According to the opinions of Bergmann, the relative force of the affinities which produce these effects is capable of being measured, and the changes are altogether to be ascribed to the predominance of the affinities of one set of substances over those of another.

But the changes produced by the predominance of certain affinities over others, are ascribed by Berthollet to those circumstances which influence attraction, and limit combination. If four substances, for example, be presented to each other, two of which have a greater tendency to cohesion than the other two have, so as to form by their union an insoluble compound, instead of one compound being formed by the union of the four, in which the affinities are balanced, this will be averted by the force of cohesion, and the two which form the insoluble compound will unite, and be separated by precipitation or crystallization, leaving the other two in combination in the fluid which has been the medium of action. "If even these four substances were previously in the reverse binary combinations, on presenting them to each other, the affinities within the sphere of action must be reciprocally exerted; and the same extraneous forces will cause an exchange of principles, or the phenomena which have been ascribed to elective affinities will be produced." To avoid the term elective attraction, Berthollet denominates cases of this kind complex affinity.

The explanation of single elective attraction, or where three substances are presented to each other, is precisely the same; the union which takes place between two of them being determined by the tendency to cohesion, or the disposition of the combination of two of them to form a compound of little solubility.

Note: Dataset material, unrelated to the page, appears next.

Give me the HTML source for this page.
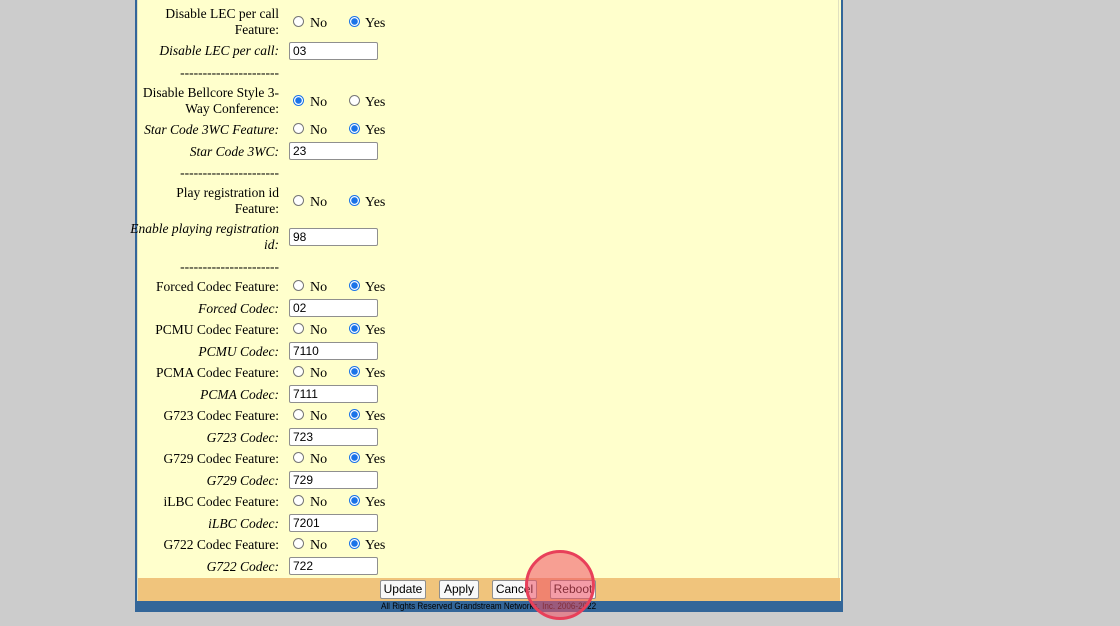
<!DOCTYPE html>
<html><head><meta charset="utf-8"><style>
body{margin:0;width:1120px;height:626px;background:#cccccc;position:relative;overflow:hidden;font-family:"Liberation Serif",serif;font-size:13.5px;color:#000}
#panel{position:absolute;left:135px;top:-2px;width:704px;height:603px;background:#ffffcc;border:2px solid #336699;border-top:none;border-bottom:none}
#inner{position:absolute;left:137px;top:0;width:702px;height:601px;border-left:1px solid #e0e0c0;border-right:1px solid #e0e0c0;box-sizing:border-box}
.l{position:absolute;right:841px;text-align:right;line-height:16px;white-space:nowrap;margin-top:1px}
.i{font-style:italic}
.inp{position:absolute;left:289px;width:89px;height:18px;box-sizing:border-box;border:1px solid #8f8f8f;border-radius:2px;background:#fff;font-family:"Liberation Sans",sans-serif;font-size:12px;line-height:16px;padding-left:3px}
.r{position:absolute;width:11px;height:11px;border-radius:50%;box-sizing:border-box;border:1px solid #767676;background:#fff}
.r.on{border:1px solid #1a73e8;background:radial-gradient(circle,#1a73e8 3px,#fff 3.5px)}
.t{position:absolute;line-height:16px;margin-top:2px;font-size:14px}
#bar{position:absolute;left:138px;top:578px;width:702px;height:23px;background:#f0c47c}
.b{position:absolute;top:580px;height:19px;box-sizing:border-box;border:1px solid #8f8f8f;border-radius:2px;background:#f8f8f8;font-family:"Liberation Sans",sans-serif;font-size:12px;line-height:17px;text-align:center}
#foot{position:absolute;left:135px;top:601px;width:708px;height:11px;background:#336699;font-family:"Liberation Sans",sans-serif;font-size:9px;line-height:11px;text-align:center;color:#000}
#circ{position:absolute;left:525px;top:550px;width:70px;height:70px;border-radius:50%;box-sizing:border-box;border:3px solid #e8405a;background:rgba(240,80,100,0.55)}
</style></head><body>
<div id="panel"></div><div id="inner"></div>

<div class="l" style="top:5px">Disable LEC per call<br>Feature:</div>
<div class="l i" style="top:42px">Disable LEC per call:</div>
<div class="inp" style="top:42px">03</div>
<div class="l" style="top:64px">----------------------</div>
<div class="l" style="top:84px">Disable Bellcore Style 3-<br>Way Conference:</div>
<div class="l i" style="top:121px">Star Code 3WC Feature:</div>
<div class="l i" style="top:143px">Star Code 3WC:</div>
<div class="inp" style="top:142px">23</div>
<div class="l" style="top:164px">----------------------</div>
<div class="l" style="top:184px">Play registration id<br>Feature:</div>
<div class="l i" style="top:220px">Enable playing registration<br>id:</div>
<div class="inp" style="top:228px">98</div>
<div class="l" style="top:258px">----------------------</div>
<div class="l" style="top:278px">Forced Codec Feature:</div>
<div class="l i" style="top:300px">Forced Codec:</div><div class="inp" style="top:299px">02</div>
<div class="l" style="top:321px">PCMU Codec Feature:</div>
<div class="l i" style="top:343px">PCMU Codec:</div><div class="inp" style="top:342px">7110</div>
<div class="l" style="top:364px">PCMA Codec Feature:</div>
<div class="l i" style="top:386px">PCMA Codec:</div><div class="inp" style="top:385px">7111</div>
<div class="l" style="top:407px">G723 Codec Feature:</div>
<div class="l i" style="top:429px">G723 Codec:</div><div class="inp" style="top:428px">723</div>
<div class="l" style="top:450px">G729 Codec Feature:</div>
<div class="l i" style="top:472px">G729 Codec:</div><div class="inp" style="top:471px">729</div>
<div class="l" style="top:493px">iLBC Codec Feature:</div>
<div class="l i" style="top:515px">iLBC Codec:</div><div class="inp" style="top:514px">7201</div>
<div class="l" style="top:536px">G722 Codec Feature:</div>
<div class="l i" style="top:558px">G722 Codec:</div><div class="inp" style="top:557px">722</div>

<div class="r" style="left:293px;top:16px"></div><div class="t" style="left:310px;top:14px">No</div>
<div class="r on" style="left:349px;top:16px"></div><div class="t" style="left:365px;top:14px">Yes</div>

<div class="r on" style="left:293px;top:95px"></div><div class="t" style="left:310px;top:93px">No</div>
<div class="r" style="left:349px;top:95px"></div><div class="t" style="left:365px;top:93px">Yes</div>

<div class="r" style="left:293px;top:123px"></div><div class="t" style="left:310px;top:121px">No</div>
<div class="r on" style="left:349px;top:123px"></div><div class="t" style="left:365px;top:121px">Yes</div>

<div class="r" style="left:293px;top:195px"></div><div class="t" style="left:310px;top:193px">No</div>
<div class="r on" style="left:349px;top:195px"></div><div class="t" style="left:365px;top:193px">Yes</div>

<div class="r" style="left:293px;top:280px"></div><div class="t" style="left:310px;top:278px">No</div>
<div class="r on" style="left:349px;top:280px"></div><div class="t" style="left:365px;top:278px">Yes</div>

<div class="r" style="left:293px;top:323px"></div><div class="t" style="left:310px;top:321px">No</div>
<div class="r on" style="left:349px;top:323px"></div><div class="t" style="left:365px;top:321px">Yes</div>

<div class="r" style="left:293px;top:366px"></div><div class="t" style="left:310px;top:364px">No</div>
<div class="r on" style="left:349px;top:366px"></div><div class="t" style="left:365px;top:364px">Yes</div>

<div class="r" style="left:293px;top:409px"></div><div class="t" style="left:310px;top:407px">No</div>
<div class="r on" style="left:349px;top:409px"></div><div class="t" style="left:365px;top:407px">Yes</div>

<div class="r" style="left:293px;top:452px"></div><div class="t" style="left:310px;top:450px">No</div>
<div class="r on" style="left:349px;top:452px"></div><div class="t" style="left:365px;top:450px">Yes</div>

<div class="r" style="left:293px;top:495px"></div><div class="t" style="left:310px;top:493px">No</div>
<div class="r on" style="left:349px;top:495px"></div><div class="t" style="left:365px;top:493px">Yes</div>

<div class="r" style="left:293px;top:538px"></div><div class="t" style="left:310px;top:536px">No</div>
<div class="r on" style="left:349px;top:538px"></div><div class="t" style="left:365px;top:536px">Yes</div>

<div id="bar"></div>
<div class="b" style="left:380px;width:46px">Update</div>
<div class="b" style="left:439px;width:40px">Apply</div>
<div class="b" style="left:492px;width:45px">Cancel</div>
<div class="b" style="left:550px;width:46px">Reboot</div>
<div id="foot"><span style="display:inline-block;transform:scaleX(0.9)">All Rights Reserved Grandstream Networks, Inc. 2006-2022</span></div>
<div id="circ"></div>
</body></html>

1 See Appendix to Part I. No. IT.

Elasticity, likewise, has a considerable influence in determining decompositions where the application of heat is necessary; and according to Berthollet, the decomposition of a compound body of which one of the ingredients has a great tendency to assume the elastic form is to be ascribed to the disposition it has to escape from its combination, when aided by the intervention of even a weaker affinity.

In complex affinities the same cause determines the union of substances disposed to assume the elastic form, and separates them as a volatile compound. " If, therefore," says he, " it be desired to know the result of the exposure of two salts to the action of heat, it is only necessary to consider which of the two bases and which of the two acids have the greater volatility, if there be a difference; for the more volatile base and acid will escape and enter into combination, and the fixed base and fixed acid will remain behind, and combine with one another."1 Tables representing the forces of affinity have been constructed; but, as Dr. Henry has justly remarked, "one great obstacle to the construction of such tables is the difficulty of ascertaining with precision the quantities of bodies required for neutralization."2

A knowledge of the doctrines of affinity is of the utmost importance in pharmacy; and, as the foregoing sketch presents little more than an outline, 1 must refer those who would wish to investigate the subject to Thomson's and Murray's Systems of Chymistry, Bergmann's Dissertation on Elective Attraction, Berthollet's Researches into the Laws of Chymical Affinity, Richter's Foundation of Stochiometry, Sir Humphry Davy's Elements of Chymical Philosophy, and my friend Dr. Turner's Elements of Chymistry.

1 Researches, p. 3. quoted by Murray, System of Chymistry, i. 120.

2 Henry's Elements of Experimental Chymistry, 7th ed. vol i. p. 57.